Diana St. John breathed an audible sigh, “That’s something to be thankful for in the creature’s reticence! No doubt waiting for just the right moment to give him the good news,” she said sarcastically and laughed. “Fool!” She stared at Anne, saying matter-of-factly, “Tomorrow morning I will send a lackey with a small package. Inside the package you will find a blue bottle of medicinal syrup. You are to put a teaspoon of this medicine in the dish of black tea you prepare for the Countess. Make certain you stir it thoroughly. You may have to give her another dose the following morning. All being well, the medicine will do its job to everyone’s satisfaction.” She looked the maid up and down with a haughty frown. “You don’t have any questions, do you?”
Anne shook her head and dropped her chin. “No, my lady,” she answered obediently and curtseyed. “I understand you perfectly.”
Diana St. John gave the girl’s reddened cheek a perfunctory pat and swept out of the Countess’s apartments and down the wide staircase to rejoin the dinner guests in the Long Gallery, wretched that her worst fears had been confirmed, that the Countess of Salt Hendon was with child, yet relieved that the wait was over and she was now able to do something about it.
No sooner had Anne closed over the door to the closet than she rushed across to the darkest corner of the room where out into the candlelight stepped Mr. Rufus Willis, grim-faced and determined. He had wedged himself in the space between two mahogany tall boys, out of sight, yet well able to hear the conversation between his betrothed and the Lady St. John. It was the first time he had ever eavesdropped on his betters, but he had put aside his principles deciding that the seriousness of the allegations Anne had brought against the Earl’s cousin called for drastic measures.

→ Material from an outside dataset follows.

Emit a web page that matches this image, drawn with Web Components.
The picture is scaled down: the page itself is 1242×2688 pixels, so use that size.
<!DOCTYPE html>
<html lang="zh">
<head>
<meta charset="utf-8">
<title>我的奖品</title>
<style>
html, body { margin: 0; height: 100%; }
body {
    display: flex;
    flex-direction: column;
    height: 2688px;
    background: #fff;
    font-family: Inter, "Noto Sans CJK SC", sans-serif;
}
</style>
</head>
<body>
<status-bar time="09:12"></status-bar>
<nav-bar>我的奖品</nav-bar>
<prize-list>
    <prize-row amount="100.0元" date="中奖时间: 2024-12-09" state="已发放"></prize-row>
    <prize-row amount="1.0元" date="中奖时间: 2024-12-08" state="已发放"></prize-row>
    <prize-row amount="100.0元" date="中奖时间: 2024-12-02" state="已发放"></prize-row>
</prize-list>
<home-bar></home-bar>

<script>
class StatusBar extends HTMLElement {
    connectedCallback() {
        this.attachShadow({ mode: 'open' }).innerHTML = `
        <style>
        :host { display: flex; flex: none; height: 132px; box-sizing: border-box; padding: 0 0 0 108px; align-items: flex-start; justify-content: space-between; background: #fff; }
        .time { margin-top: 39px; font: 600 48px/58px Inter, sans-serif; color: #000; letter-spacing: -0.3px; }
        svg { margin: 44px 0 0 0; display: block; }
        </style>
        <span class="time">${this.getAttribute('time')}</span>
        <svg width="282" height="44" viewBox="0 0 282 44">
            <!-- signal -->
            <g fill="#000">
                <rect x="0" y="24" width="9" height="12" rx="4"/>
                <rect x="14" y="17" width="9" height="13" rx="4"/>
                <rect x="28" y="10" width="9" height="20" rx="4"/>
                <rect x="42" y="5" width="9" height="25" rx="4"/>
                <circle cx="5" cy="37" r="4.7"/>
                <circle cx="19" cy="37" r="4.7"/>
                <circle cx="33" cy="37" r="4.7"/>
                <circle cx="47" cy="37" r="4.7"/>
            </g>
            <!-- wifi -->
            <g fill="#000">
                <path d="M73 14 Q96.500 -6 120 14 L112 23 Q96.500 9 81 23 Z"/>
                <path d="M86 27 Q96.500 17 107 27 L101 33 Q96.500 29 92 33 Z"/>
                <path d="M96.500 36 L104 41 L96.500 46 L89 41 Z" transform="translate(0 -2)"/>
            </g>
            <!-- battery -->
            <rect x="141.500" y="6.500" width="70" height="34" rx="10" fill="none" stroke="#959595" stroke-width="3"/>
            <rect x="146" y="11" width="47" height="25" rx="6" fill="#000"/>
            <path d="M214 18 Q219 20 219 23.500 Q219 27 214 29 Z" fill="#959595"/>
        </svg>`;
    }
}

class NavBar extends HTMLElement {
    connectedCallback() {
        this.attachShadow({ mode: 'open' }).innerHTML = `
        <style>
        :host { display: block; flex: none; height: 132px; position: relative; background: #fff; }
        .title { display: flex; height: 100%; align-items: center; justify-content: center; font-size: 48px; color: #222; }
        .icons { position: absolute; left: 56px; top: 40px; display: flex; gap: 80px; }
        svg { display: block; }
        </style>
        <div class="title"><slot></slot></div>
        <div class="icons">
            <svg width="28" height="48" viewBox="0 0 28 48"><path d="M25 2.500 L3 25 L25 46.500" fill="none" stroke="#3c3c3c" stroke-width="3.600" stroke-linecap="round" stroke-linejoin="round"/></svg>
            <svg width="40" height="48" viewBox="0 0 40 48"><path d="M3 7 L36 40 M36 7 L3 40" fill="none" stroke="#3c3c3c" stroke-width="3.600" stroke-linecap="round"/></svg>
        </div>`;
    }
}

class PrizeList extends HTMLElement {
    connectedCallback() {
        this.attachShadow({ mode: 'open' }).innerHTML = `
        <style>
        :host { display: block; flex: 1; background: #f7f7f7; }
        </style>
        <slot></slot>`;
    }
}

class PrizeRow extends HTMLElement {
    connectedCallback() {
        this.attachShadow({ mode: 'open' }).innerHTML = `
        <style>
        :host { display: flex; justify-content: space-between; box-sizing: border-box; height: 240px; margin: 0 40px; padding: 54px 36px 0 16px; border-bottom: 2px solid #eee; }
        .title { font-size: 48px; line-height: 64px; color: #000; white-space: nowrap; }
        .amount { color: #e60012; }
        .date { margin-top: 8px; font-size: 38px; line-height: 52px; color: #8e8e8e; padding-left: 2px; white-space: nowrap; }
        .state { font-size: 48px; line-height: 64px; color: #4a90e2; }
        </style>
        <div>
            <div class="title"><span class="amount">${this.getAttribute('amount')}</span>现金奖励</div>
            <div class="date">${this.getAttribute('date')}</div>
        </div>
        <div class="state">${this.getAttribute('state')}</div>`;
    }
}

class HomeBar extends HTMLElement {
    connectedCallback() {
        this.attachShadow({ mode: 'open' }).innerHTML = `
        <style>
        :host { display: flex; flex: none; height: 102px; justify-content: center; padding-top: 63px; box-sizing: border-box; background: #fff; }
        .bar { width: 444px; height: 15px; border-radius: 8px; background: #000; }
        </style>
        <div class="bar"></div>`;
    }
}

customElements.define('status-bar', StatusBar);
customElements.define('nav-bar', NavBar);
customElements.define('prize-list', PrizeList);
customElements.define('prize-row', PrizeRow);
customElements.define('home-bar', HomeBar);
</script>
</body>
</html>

He gathered the weeping Anne to him and after a few moments of holding her, stepped back and handed her his handkerchief.
“Wipe your tears, my dear,” he said calmly. “We don’t want her ladyship to suspect.”
“I can’t take much more of that horrid woman, Rufus.” Anne sniffed. “I know you have cautioned me not to talk about his lordship’s cousin in such a fashion but do you not now see what a horrid, nasty creature she truly is? I wish I could tell her to her face. I wish I wasn’t such a coward. She knows now about the babe and that’s what we wanted to avoid all along!” She gripped the under-butler’s sleeve convulsively. “Now do you believe me, Rufus? Now do you see that she means her ladyship harm.”